BRIEF :: Leave out every picture, then transcribe the rest of the listing exactly.

DATASET EXCERPT ::
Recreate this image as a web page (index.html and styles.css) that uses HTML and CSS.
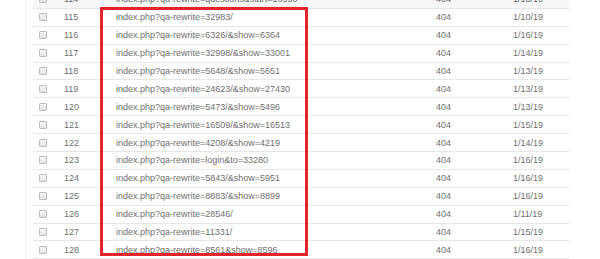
FILE: index.html
```html
<!DOCTYPE html>
<html>
<head>
<meta charset="utf-8">
<link rel="stylesheet" href="styles.css">
</head>
<body>
<div class="page">
  <div class="panel">
    <table class="grid">
      <colgroup>
        <col class="c-check"><col class="c-num"><col class="c-url"><col class="c-code"><col class="c-date">
      </colgroup>
      <tbody>
        <tr class="hover"><td><span class="cb"></span></td><td>114</td><td>index.php?qa-rewrite=questions&amp;start=16950</td><td>404</td><td>1/13/19</td></tr>
        <tr><td><span class="cb"></span></td><td>115</td><td>index.php?qa-rewrite=32983/</td><td>404</td><td>1/10/19</td></tr>
        <tr><td><span class="cb"></span></td><td>116</td><td>index.php?qa-rewrite=6326/&amp;show=6364</td><td>404</td><td>1/16/19</td></tr>
        <tr><td><span class="cb"></span></td><td>117</td><td>index.php?qa-rewrite=32998/&amp;show=33001</td><td>404</td><td>1/14/19</td></tr>
        <tr><td><span class="cb"></span></td><td>118</td><td>index.php?qa-rewrite=5648/&amp;show=5651</td><td>404</td><td>1/13/19</td></tr>
        <tr><td><span class="cb"></span></td><td>119</td><td>index.php?qa-rewrite=24623/&amp;show=27430</td><td>404</td><td>1/13/19</td></tr>
        <tr><td><span class="cb"></span></td><td>120</td><td>index.php?qa-rewrite=5473/&amp;show=5496</td><td>404</td><td>1/13/19</td></tr>
        <tr><td><span class="cb"></span></td><td>121</td><td>index.php?qa-rewrite=16509/&amp;show=16513</td><td>404</td><td>1/15/19</td></tr>
        <tr><td><span class="cb"></span></td><td>122</td><td>index.php?qa-rewrite=4208/&amp;show=4219</td><td>404</td><td>1/14/19</td></tr>
        <tr><td><span class="cb"></span></td><td>123</td><td>index.php?qa-rewrite=login&amp;to=33280</td><td>404</td><td>1/16/19</td></tr>
        <tr><td><span class="cb"></span></td><td>124</td><td>index.php?qa-rewrite=5843/&amp;show=5951</td><td>404</td><td>1/16/19</td></tr>
        <tr><td><span class="cb"></span></td><td>125</td><td>index.php?qa-rewrite=8883/&amp;show=8899</td><td>404</td><td>1/16/19</td></tr>
        <tr><td><span class="cb"></span></td><td>126</td><td>index.php?qa-rewrite=28546/</td><td>404</td><td>1/11/19</td></tr>
        <tr><td><span class="cb"></span></td><td>127</td><td>index.php?qa-rewrite=11331/</td><td>404</td><td>1/15/19</td></tr>
        <tr><td><span class="cb"></span></td><td>128</td><td>index.php?qa-rewrite=8561&amp;show=8596</td><td>404</td><td>1/16/19</td></tr>
      </tbody>
    </table>
    <div class="highlight"></div>
  </div>
</div>
</body>
</html>
```

FILE: styles.css
```css
html, body {
  margin: 0;
  padding: 0;
  background: #ffffff;
  overflow: hidden;
}
.page {
  width: 600px;
  height: 259px;
  overflow: hidden;
  padding-left: 25px;
  box-sizing: border-box;
}
.panel {
  position: relative;
  display: flex;
  flex-direction: column;
  height: 300px;
  border-left: 1px solid #f1f1f1;
  padding-left: 7px;
}
.grid {
  border-collapse: collapse;
  table-layout: fixed;
  width: 536px;
  margin-top: -9px;
  font-family: "Liberation Sans", Arial, sans-serif;
  font-size: 9px;
  color: #707070;
}
.c-check { width: 25px; }
.c-num { width: 52px; }
.c-url { width: 320px; }
.c-code { width: 77px; }
.c-date { width: 62px; }
.grid tr {
  border-bottom: 1px solid #e7e7e7;
}
.grid td {
  height: 16.9px;
  padding: 0 0 0 6px;
  line-height: 10px;
  vertical-align: middle;
  white-space: nowrap;
  overflow: hidden;
}
.grid tr.hover {
  background: #f6f6f6;
}
.cb {
  display: block;
  width: 6px;
  height: 6px;
  border: 1px solid #bdbdbd;
  border-radius: 1px;
  background: linear-gradient(#f6f6f6, #e4e4e4);
}
.highlight {
  position: absolute;
  left: 74px;
  top: 7px;
  width: 202px;
  height: 243px;
  border: 3px solid #e3242b;
}
```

COMPLETED EXERCISE ::
Recreate this image as a web page (index.html and styles.css) that uses HTML and CSS.
FILE: index.html
```html
<!DOCTYPE html>
<html>
<head>
<meta charset="utf-8">
<link rel="stylesheet" href="styles.css">
</head>
<body>
<div class="page">
  <div class="panel">
    <table class="grid">
      <colgroup>
        <col class="c-check"><col class="c-num"><col class="c-url"><col class="c-code"><col class="c-date">
      </colgroup>
      <tbody>
        <tr class="hover"><td><span class="cb"></span></td><td>114</td><td>index.php?qa-rewrite=questions&amp;start=16950</td><td>404</td><td>1/13/19</td></tr>
        <tr><td><span class="cb"></span></td><td>115</td><td>index.php?qa-rewrite=32983/</td><td>404</td><td>1/10/19</td></tr>
        <tr><td><span class="cb"></span></td><td>116</td><td>index.php?qa-rewrite=6326/&amp;show=6364</td><td>404</td><td>1/16/19</td></tr>
        <tr><td><span class="cb"></span></td><td>117</td><td>index.php?qa-rewrite=32998/&amp;show=33001</td><td>404</td><td>1/14/19</td></tr>
        <tr><td><span class="cb"></span></td><td>118</td><td>index.php?qa-rewrite=5648/&amp;show=5651</td><td>404</td><td>1/13/19</td></tr>
        <tr><td><span class="cb"></span></td><td>119</td><td>index.php?qa-rewrite=24623/&amp;show=27430</td><td>404</td><td>1/13/19</td></tr>
        <tr><td><span class="cb"></span></td><td>120</td><td>index.php?qa-rewrite=5473/&amp;show=5496</td><td>404</td><td>1/13/19</td></tr>
        <tr><td><span class="cb"></span></td><td>121</td><td>index.php?qa-rewrite=16509/&amp;show=16513</td><td>404</td><td>1/15/19</td></tr>
        <tr><td><span class="cb"></span></td><td>122</td><td>index.php?qa-rewrite=4208/&amp;show=4219</td><td>404</td><td>1/14/19</td></tr>
        <tr><td><span class="cb"></span></td><td>123</td><td>index.php?qa-rewrite=login&amp;to=33280</td><td>404</td><td>1/16/19</td></tr>
        <tr><td><span class="cb"></span></td><td>124</td><td>index.php?qa-rewrite=5843/&amp;show=5951</td><td>404</td><td>1/16/19</td></tr>
        <tr><td><span class="cb"></span></td><td>125</td><td>index.php?qa-rewrite=8883/&amp;show=8899</td><td>404</td><td>1/16/19</td></tr>
        <tr><td><span class="cb"></span></td><td>126</td><td>index.php?qa-rewrite=28546/</td><td>404</td><td>1/11/19</td></tr>
        <tr><td><span class="cb"></span></td><td>127</td><td>index.php?qa-rewrite=11331/</td><td>404</td><td>1/15/19</td></tr>
        <tr><td><span class="cb"></span></td><td>128</td><td>index.php?qa-rewrite=8561&amp;show=8596</td><td>404</td><td>1/16/19</td></tr>
      </tbody>
    </table>
    <div class="highlight"></div>
  </div>
</div>
</body>
</html>
```

FILE: styles.css
```css
html, body {
  margin: 0;
  padding: 0;
  background: #ffffff;
  overflow: hidden;
}
.page {
  width: 600px;
  height: 259px;
  overflow: hidden;
  padding-left: 25px;
  box-sizing: border-box;
}
.panel {
  position: relative;
  display: flex;
  flex-direction: column;
  height: 300px;
  border-left: 1px solid #f1f1f1;
  padding-left: 7px;
}
.grid {
  border-collapse: collapse;
  table-layout: fixed;
  width: 536px;
  margin-top: -9px;
  font-family: "Liberation Sans", Arial, sans-serif;
  font-size: 9px;
  color: #707070;
}
.c-check { width: 25px; }
.c-num { width: 52px; }
.c-url { width: 320px; }
.c-code { width: 77px; }
.c-date { width: 62px; }
.grid tr {
  border-bottom: 1px solid #e7e7e7;
}
.grid td {
  height: 16.9px;
  padding: 0 0 0 6px;
  line-height: 10px;
  vertical-align: middle;
  white-space: nowrap;
  overflow: hidden;
}
.grid tr.hover {
  background: #f6f6f6;
}
.cb {
  display: block;
  width: 6px;
  height: 6px;
  border: 1px solid #bdbdbd;
  border-radius: 1px;
  background: linear-gradient(#f6f6f6, #e4e4e4);
}
.highlight {
  position: absolute;
  left: 74px;
  top: 7px;
  width: 202px;
  height: 243px;
  border: 3px solid #e3242b;
}
```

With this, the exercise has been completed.